→ EXERCISE INSTRUCTIONS
Retype the whole listing, please, keeping every line exact and dropping the pictures.

→ INFORMATION SUPPLIED
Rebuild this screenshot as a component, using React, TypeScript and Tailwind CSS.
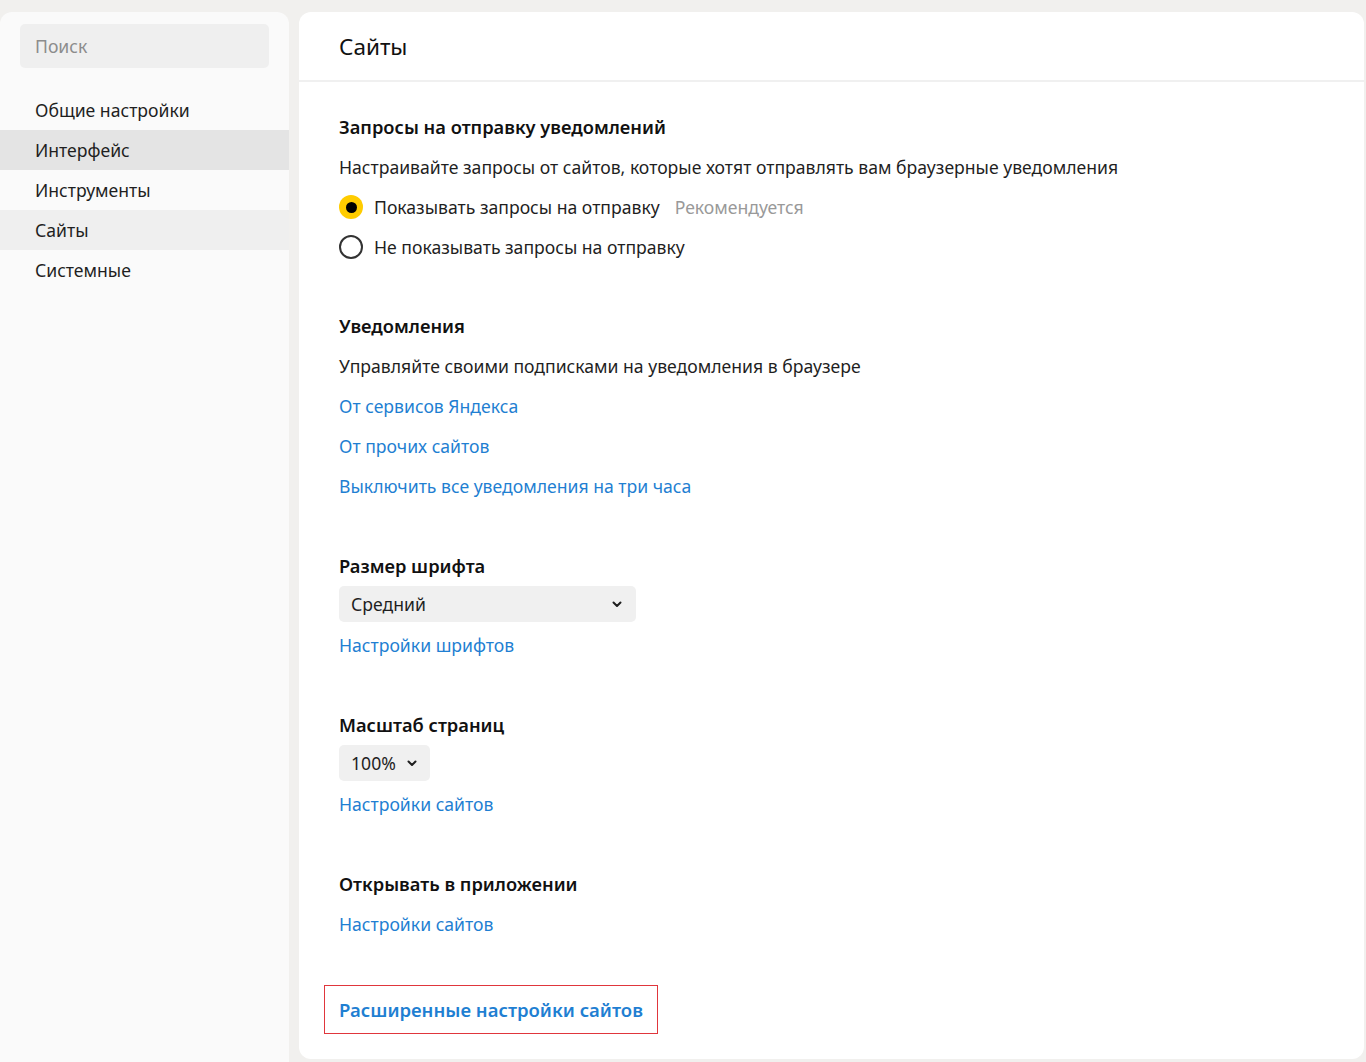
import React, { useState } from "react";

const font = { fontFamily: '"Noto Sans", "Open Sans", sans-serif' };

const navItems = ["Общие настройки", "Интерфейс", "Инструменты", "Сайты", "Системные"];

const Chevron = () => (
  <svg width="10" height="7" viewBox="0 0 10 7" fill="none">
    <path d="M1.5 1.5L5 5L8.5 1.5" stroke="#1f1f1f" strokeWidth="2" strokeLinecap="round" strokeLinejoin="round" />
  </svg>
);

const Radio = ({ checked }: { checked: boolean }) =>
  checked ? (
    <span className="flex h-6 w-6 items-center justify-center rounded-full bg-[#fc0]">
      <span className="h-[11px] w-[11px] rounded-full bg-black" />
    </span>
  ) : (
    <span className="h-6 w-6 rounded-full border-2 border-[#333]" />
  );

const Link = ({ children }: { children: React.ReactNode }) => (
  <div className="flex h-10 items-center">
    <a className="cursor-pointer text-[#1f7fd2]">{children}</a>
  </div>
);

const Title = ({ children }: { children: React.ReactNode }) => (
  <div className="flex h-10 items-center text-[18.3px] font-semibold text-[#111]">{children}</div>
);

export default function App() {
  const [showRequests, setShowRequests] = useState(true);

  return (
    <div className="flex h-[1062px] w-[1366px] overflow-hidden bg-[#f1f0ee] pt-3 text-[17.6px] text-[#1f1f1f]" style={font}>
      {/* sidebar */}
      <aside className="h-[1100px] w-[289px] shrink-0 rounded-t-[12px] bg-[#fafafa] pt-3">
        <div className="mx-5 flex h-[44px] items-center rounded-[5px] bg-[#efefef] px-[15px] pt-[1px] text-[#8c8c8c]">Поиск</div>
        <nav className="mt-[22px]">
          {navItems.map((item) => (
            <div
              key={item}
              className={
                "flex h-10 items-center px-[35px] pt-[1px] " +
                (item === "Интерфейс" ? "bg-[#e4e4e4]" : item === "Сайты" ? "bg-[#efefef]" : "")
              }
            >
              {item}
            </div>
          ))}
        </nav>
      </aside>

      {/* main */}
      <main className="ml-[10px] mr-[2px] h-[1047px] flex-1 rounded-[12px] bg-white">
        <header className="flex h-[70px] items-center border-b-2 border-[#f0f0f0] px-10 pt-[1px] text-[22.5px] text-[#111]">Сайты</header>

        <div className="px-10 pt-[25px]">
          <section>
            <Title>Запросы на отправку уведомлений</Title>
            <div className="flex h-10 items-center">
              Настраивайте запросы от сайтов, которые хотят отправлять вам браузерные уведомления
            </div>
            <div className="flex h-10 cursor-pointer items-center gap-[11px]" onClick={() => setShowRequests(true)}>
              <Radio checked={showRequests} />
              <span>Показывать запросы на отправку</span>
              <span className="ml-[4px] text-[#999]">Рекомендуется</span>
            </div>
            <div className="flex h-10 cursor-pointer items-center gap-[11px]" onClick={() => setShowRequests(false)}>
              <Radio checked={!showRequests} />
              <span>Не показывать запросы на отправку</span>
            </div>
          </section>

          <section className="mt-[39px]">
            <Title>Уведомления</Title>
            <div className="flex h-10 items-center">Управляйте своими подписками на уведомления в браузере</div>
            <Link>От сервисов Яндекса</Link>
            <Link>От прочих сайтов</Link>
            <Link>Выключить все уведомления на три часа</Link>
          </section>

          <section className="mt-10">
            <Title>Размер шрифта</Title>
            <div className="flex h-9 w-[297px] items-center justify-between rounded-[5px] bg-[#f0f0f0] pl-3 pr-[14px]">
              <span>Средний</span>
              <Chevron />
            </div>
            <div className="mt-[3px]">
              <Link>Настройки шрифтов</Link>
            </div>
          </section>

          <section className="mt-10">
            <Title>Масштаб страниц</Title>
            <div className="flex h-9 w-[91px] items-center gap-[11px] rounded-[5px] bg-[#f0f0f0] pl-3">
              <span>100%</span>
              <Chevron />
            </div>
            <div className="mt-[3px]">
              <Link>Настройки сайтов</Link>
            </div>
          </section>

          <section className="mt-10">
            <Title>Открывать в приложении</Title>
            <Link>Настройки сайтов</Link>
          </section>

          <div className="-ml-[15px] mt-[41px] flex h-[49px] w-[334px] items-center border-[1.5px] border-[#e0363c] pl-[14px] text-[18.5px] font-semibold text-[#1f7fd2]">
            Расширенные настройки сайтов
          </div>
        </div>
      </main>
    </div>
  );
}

→ RESULT OF THIS TASK
Rebuild this screenshot as a component, using React, TypeScript and Tailwind CSS.
import React, { useState } from "react";

const font = { fontFamily: '"Noto Sans", "Open Sans", sans-serif' };

const navItems = ["Общие настройки", "Интерфейс", "Инструменты", "Сайты", "Системные"];

const Chevron = () => (
  <svg width="10" height="7" viewBox="0 0 10 7" fill="none">
    <path d="M1.5 1.5L5 5L8.5 1.5" stroke="#1f1f1f" strokeWidth="2" strokeLinecap="round" strokeLinejoin="round" />
  </svg>
);

const Radio = ({ checked }: { checked: boolean }) =>
  checked ? (
    <span className="flex h-6 w-6 items-center justify-center rounded-full bg-[#fc0]">
      <span className="h-[11px] w-[11px] rounded-full bg-black" />
    </span>
  ) : (
    <span className="h-6 w-6 rounded-full border-2 border-[#333]" />
  );

const Link = ({ children }: { children: React.ReactNode }) => (
  <div className="flex h-10 items-center">
    <a className="cursor-pointer text-[#1f7fd2]">{children}</a>
  </div>
);

const Title = ({ children }: { children: React.ReactNode }) => (
  <div className="flex h-10 items-center text-[18.3px] font-semibold text-[#111]">{children}</div>
);

export default function App() {
  const [showRequests, setShowRequests] = useState(true);

  return (
    <div className="flex h-[1062px] w-[1366px] overflow-hidden bg-[#f1f0ee] pt-3 text-[17.6px] text-[#1f1f1f]" style={font}>
      {/* sidebar */}
      <aside className="h-[1100px] w-[289px] shrink-0 rounded-t-[12px] bg-[#fafafa] pt-3">
        <div className="mx-5 flex h-[44px] items-center rounded-[5px] bg-[#efefef] px-[15px] pt-[1px] text-[#8c8c8c]">Поиск</div>
        <nav className="mt-[22px]">
          {navItems.map((item) => (
            <div
              key={item}
              className={
                "flex h-10 items-center px-[35px] pt-[1px] " +
                (item === "Интерфейс" ? "bg-[#e4e4e4]" : item === "Сайты" ? "bg-[#efefef]" : "")
              }
            >
              {item}
            </div>
          ))}
        </nav>
      </aside>

      {/* main */}
      <main className="ml-[10px] mr-[2px] h-[1047px] flex-1 rounded-[12px] bg-white">
        <header className="flex h-[70px] items-center border-b-2 border-[#f0f0f0] px-10 pt-[1px] text-[22.5px] text-[#111]">Сайты</header>

        <div className="px-10 pt-[25px]">
          <section>
            <Title>Запросы на отправку уведомлений</Title>
            <div className="flex h-10 items-center">
              Настраивайте запросы от сайтов, которые хотят отправлять вам браузерные уведомления
            </div>
            <div className="flex h-10 cursor-pointer items-center gap-[11px]" onClick={() => setShowRequests(true)}>
              <Radio checked={showRequests} />
              <span>Показывать запросы на отправку</span>
              <span className="ml-[4px] text-[#999]">Рекомендуется</span>
            </div>
            <div className="flex h-10 cursor-pointer items-center gap-[11px]" onClick={() => setShowRequests(false)}>
              <Radio checked={!showRequests} />
              <span>Не показывать запросы на отправку</span>
            </div>
          </section>

          <section className="mt-[39px]">
            <Title>Уведомления</Title>
            <div className="flex h-10 items-center">Управляйте своими подписками на уведомления в браузере</div>
            <Link>От сервисов Яндекса</Link>
            <Link>От прочих сайтов</Link>
            <Link>Выключить все уведомления на три часа</Link>
          </section>

          <section className="mt-10">
            <Title>Размер шрифта</Title>
            <div className="flex h-9 w-[297px] items-center justify-between rounded-[5px] bg-[#f0f0f0] pl-3 pr-[14px]">
              <span>Средний</span>
              <Chevron />
            </div>
            <div className="mt-[3px]">
              <Link>Настройки шрифтов</Link>
            </div>
          </section>

          <section className="mt-10">
            <Title>Масштаб страниц</Title>
            <div className="flex h-9 w-[91px] items-center gap-[11px] rounded-[5px] bg-[#f0f0f0] pl-3">
              <span>100%</span>
              <Chevron />
            </div>
            <div className="mt-[3px]">
              <Link>Настройки сайтов</Link>
            </div>
          </section>

          <section className="mt-10">
            <Title>Открывать в приложении</Title>
            <Link>Настройки сайтов</Link>
          </section>

          <div className="-ml-[15px] mt-[41px] flex h-[49px] w-[334px] items-center border-[1.5px] border-[#e0363c] pl-[14px] text-[18.5px] font-semibold text-[#1f7fd2]">
            Расширенные настройки сайтов
          </div>
        </div>
      </main>
    </div>
  );
}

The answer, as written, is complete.